BC police watchdog orders administrative review in ex-soldier’s shooting

By Keven Drews, The Canadian Press

VANCOUVER – British Columbia’s police watchdog has appointed its own watchdog to review the agency’s handling of its very first case — the probe into the RCMP shooting death of former soldier Greg Matters.

Richard Rosenthal, the chief civilian director of the Independent Investigations Office, announced Monday that Vancouver lawyer Mark Jette will conduct an administrative review of the agency investigation.

The announcement follows the release last week of a supplemental report into the death of Matters, who was being treated for post-traumatic stress disorder in September 2012 when he was shot at the home he shared with his mother near Prince George, B.C.

The watchdog’s first report in April 2013 cleared the officers of criminal wrongdoing. That report said Matters was shot in the chest but a pathologist testified later at a coroner’s inquest that Matters was shot in the back.

The revelation sparked anger for Matters’ family members and raised questions about the investigation that cleared RCMP.

The supplemental report released by the agency on Friday blamed the discrepancy on an unclear use of language in the original agency report but upheld the earlier finding that the officers committed no criminal wrongdoing.

The agency declined an interview but Rosenthal said in a news release that he received a complaint, forwarded to him by the deputy attorney general.

“After my review of this complaint, I made the decision to appoint Mr. Mark Jette as a civilian monitor,” he said. “The appointment of a civilian monitor is a step contemplated by the Police Act to provide an extra measure of accountability where it is in the public interest to do so.”

Rosenthal said the appointment is not a reopening of the investigation into Matters’ death. Jette will review the investigation, not the original shooting, and submit his report to the province’s deputy attorney general and director of police services.

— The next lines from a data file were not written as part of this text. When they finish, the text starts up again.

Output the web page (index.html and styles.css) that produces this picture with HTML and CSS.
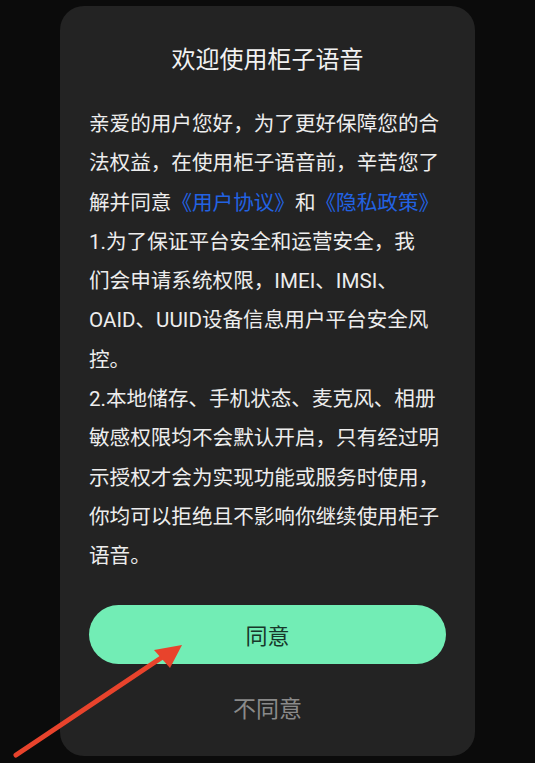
FILE: index.html
```html
<!DOCTYPE html>
<html lang="zh-CN">
<head>
<meta charset="utf-8">
<title>欢迎使用柜子语音</title>
<link rel="stylesheet" href="styles.css">
</head>
<body>
<div class="screen">
  <div class="dialog">
    <h1 class="title">欢迎使用柜子语音</h1>
    <div class="content">
      <p class="para">亲爱的用户您好，为了更好保障您的合<br>法权益，在使用柜子语音前，辛苦您了<br>解并同意<a class="link">《用户协议》</a>和<a class="link">《隐私政策》</a></p>
      <p class="para">1.为了保证平台安全和运营安全，我<br>们会申请系统权限，IMEI、IMSI、<br>OAID、UUID设备信息用户平台安全风<br>控。</p>
      <p class="para">2.本地储存、手机状态、麦克风、相册<br>敏感权限均不会默认开启，只有经过明<br>示授权才会为实现功能或服务时使用，<br>你均可以拒绝且不影响你继续使用柜子<br>语音。</p>
    </div>
    <button class="btn-agree">同意</button>
    <button class="btn-decline">不同意</button>
  </div>
  <svg class="arrow" width="535" height="763" viewBox="0 0 535 763">
    <line x1="16" y1="755" x2="170" y2="652" stroke="#e8432c" stroke-width="5" stroke-linecap="round"/>
    <polygon points="182,645 154,650 170,668" fill="#e8432c"/>
  </svg>
</div>
</body>
</html>
```
FILE: styles.css
```css
* { box-sizing: border-box; }
html, body {
  margin: 0;
  padding: 0;
  background: #0b0b0b;
}
body {
  font-family: Roboto, "Noto Sans CJK SC", "Noto Sans", sans-serif;
  color: #ededed;
}
.screen {
  position: relative;
  width: 535px;
  height: 763px;
  padding-top: 6px;
  overflow: hidden;
}
.dialog {
  width: 415px;
  height: 750px;
  margin-left: 60px;
  background: #232323;
  border-radius: 24px;
  padding: 37px 29px 0 29px;
  display: flex;
  flex-direction: column;
}
.title {
  margin: 0;
  font-size: 24px;
  font-weight: 400;
  line-height: 34px;
  text-align: center;
  color: #f2f2f2;
}
.content {
  margin-top: 28px;
  font-size: 20.6px;
  line-height: 39.3px;
  white-space: nowrap;
}
.para {
  margin: 0;
}
.link {
  color: #2262e2;
  text-decoration: none;
}
.btn-agree {
  margin-top: 28px;
  height: 59px;
  width: 100%;
  border: none;
  border-radius: 30px;
  background: #72edb5;
  color: #17382a;
  font-family: inherit;
  font-size: 22px;
  padding: 0;
}
.btn-decline {
  margin-top: 30px;
  border: none;
  background: none;
  color: #8a8a8a;
  font-family: inherit;
  font-size: 23px;
  line-height: 32px;
  padding: 0;
}
.arrow {
  position: absolute;
  left: 0;
  top: 0;
  pointer-events: none;
}
```
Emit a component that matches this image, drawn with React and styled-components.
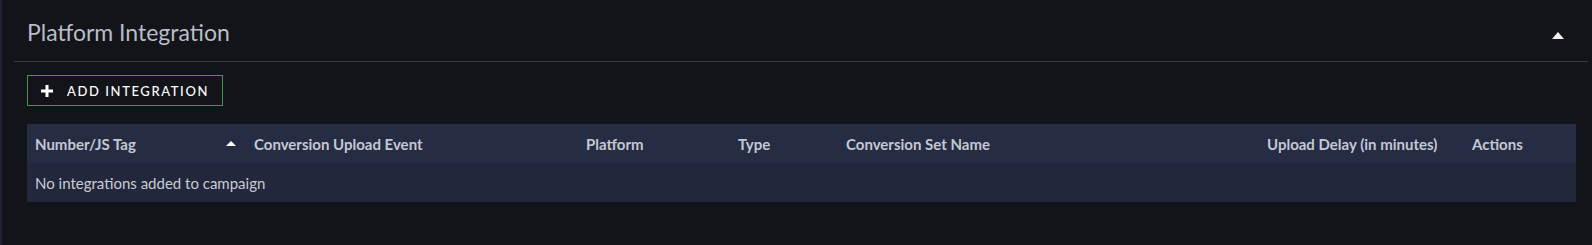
import React from "react";
import styled, { createGlobalStyle } from "styled-components";

const Global = createGlobalStyle`
  html, body { margin: 0; padding: 0; background: #131419; }
  body { font-family: Lato, "Open Sans", sans-serif; }
`;

const Page = styled.div`
  min-height: 245px;
  box-sizing: border-box;
  border-left: 2px solid #1d2436;
  padding: 0 4px 0 12px;
`;

const Section = styled.section`
  display: flex;
  flex-direction: column;
`;

const Header = styled.div`
  height: 62px;
  box-sizing: border-box;
  display: flex;
  align-items: center;
  justify-content: space-between;
  padding: 2px 24px 0 13px;
  border-bottom: 1px solid #3a3b42;
`;

const Title = styled.h2`
  margin: 0;
  font-size: 23px;
  font-weight: 400;
  color: #b8bdc7;
`;

const Caret = styled.span`
  width: 0;
  height: 0;
  border-left: ${(p) => p.$size}px solid transparent;
  border-right: ${(p) => p.$size}px solid transparent;
  border-bottom: ${(p) => p.$h}px solid ${(p) => p.$color};
  display: inline-block;
  margin-top: ${(p) => p.$offset || 0}px;
`;

const Body = styled.div`
  padding: 13px 12px 0 13px;
  display: flex;
  flex-direction: column;
  gap: 18px;
`;

const AddButton = styled.button`
  align-self: flex-start;
  display: flex;
  align-items: center;
  gap: 14px;
  height: 31px;
  width: 196px;
  box-sizing: border-box;
  padding: 0 0 0 13px;
  background: transparent;
  border: 1px solid #3c9a47;
  color: #ffffff;
  font-family: Lato, sans-serif;
  font-size: 13px;
  font-weight: 500;
  letter-spacing: 1.6px;
  text-transform: uppercase;
  cursor: pointer;
`;

const Table = styled.div`
  display: grid;
  grid-template-columns: 219px 332px 152px 108px 421px 205px 1fr;
`;

const HeadCell = styled.div`
  height: 39px;
  background: #272c45;
  display: flex;
  align-items: center;
  justify-content: space-between;
  padding: 0 10px 0 8px;
  font-size: 15px;
  font-weight: 700;
  color: #c4c8d2;
  white-space: nowrap;
`;

const EmptyRow = styled.div`
  grid-column: 1 / -1;
  height: 39px;
  background: #22273c;
  display: flex;
  align-items: center;
  padding: 0 8px;
  font-size: 15px;
  color: #c9ccd4;
`;

const PlusIcon = () => (
  <svg width="12" height="12" viewBox="0 0 12 12">
    <rect x="4.5" y="0" width="3" height="12" fill="#fff" />
    <rect x="0" y="4.5" width="12" height="3" fill="#fff" />
  </svg>
);

const columns = [
  "Number/JS Tag",
  "Conversion Upload Event",
  "Platform",
  "Type",
  "Conversion Set Name",
  "Upload Delay (in minutes)",
  "Actions",
];

export default function App() {
  return (
    <>
      <Global />
      <Page>
        <Section>
          <Header>
            <Title>Platform Integration</Title>
            <Caret $size={6} $h={7} $color="#f2f2f2" $offset={8} />
          </Header>
          <Body>
            <AddButton>
              <PlusIcon />
              Add Integration
            </AddButton>
            <Table>
              {columns.map((c, i) => (
                <HeadCell key={c}>
                  <span>{c}</span>
                  {i === 0 && <Caret $size={5} $h={5} $color="#ffffff" />}
                </HeadCell>
              ))}
              <EmptyRow>No integrations added to campaign</EmptyRow>
            </Table>
          </Body>
        </Section>
      </Page>
    </>
  );
}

Matters’ sister, Tracey Matters, said in an interview from Australia that her family has been calling for such a review since the first report came out in 2013. She said she was surprised by Monday’s announcement and thanked the individual or group who filed the complaint to the provincial government.

Tracey Matters said the family was clear right from the start that there were discrepancies in the report.

“I guess most importantly, we would like to see a reconstruction and a re-enactment based on the physical evidence provided at the coroner’s inquest,” she said. “We’re hoping that an independent review of the process will do that for us so that we truly know what happened on that awful day.”

Josh Paterson, executive director of the BC Civil Liberties Association, said he was surprised by the development because the agency had said it was not going to appoint a civilian monitor.

“We do think that it’s in the interest of public confidence that when a big, kind of, error like that happens on a really big case and, indeed, the first case that they’ve ever taken on, that it’s a useful thing to have someone independent come in, take a look,” said Paterson.

“It will be good for the IIO, good for the public, good for the police, good for the families to truly understand the process that was used in this investigation and to learn whether there are any improvements to that investigative process that can be applied in future investigations.”

Paterson said his association had written the watchdog and copied the attorney general, but he didn’t know the basis of the actual complaint sent to Rosenthal.

Greg Matters was shot in the back by a member of the RCMP emergency response team on Sept. 10, 2012. He was being arrested for assaulting his older brother during a dispute in the early morning hours the day before.

The inquest heard last month that the 40-year-old former peacekeeper was honourably discharged from the military in 2009 after a 15-year career, already exhibiting signs of PTSD.

The jury also heard that Matters was unable to work due to his mental health struggles and a back injury suffered in Bosnia in 2001. He was living with his mother and surviving on a $123-a-month military pension when his sister, from her home in Australia, finally contacted an operational stress injury clinic in Vancouver that took him as a client.

Officers testified they had no choice but to shoot because Matters was brandishing a hatchet.

Amendments to B.C.’s Police Act created the Independent Investigations Office in July 2011, and the agency was tasked with conducting criminal investigations into police incidents that resulted in death or serious harm. The Matters shooting was its first case.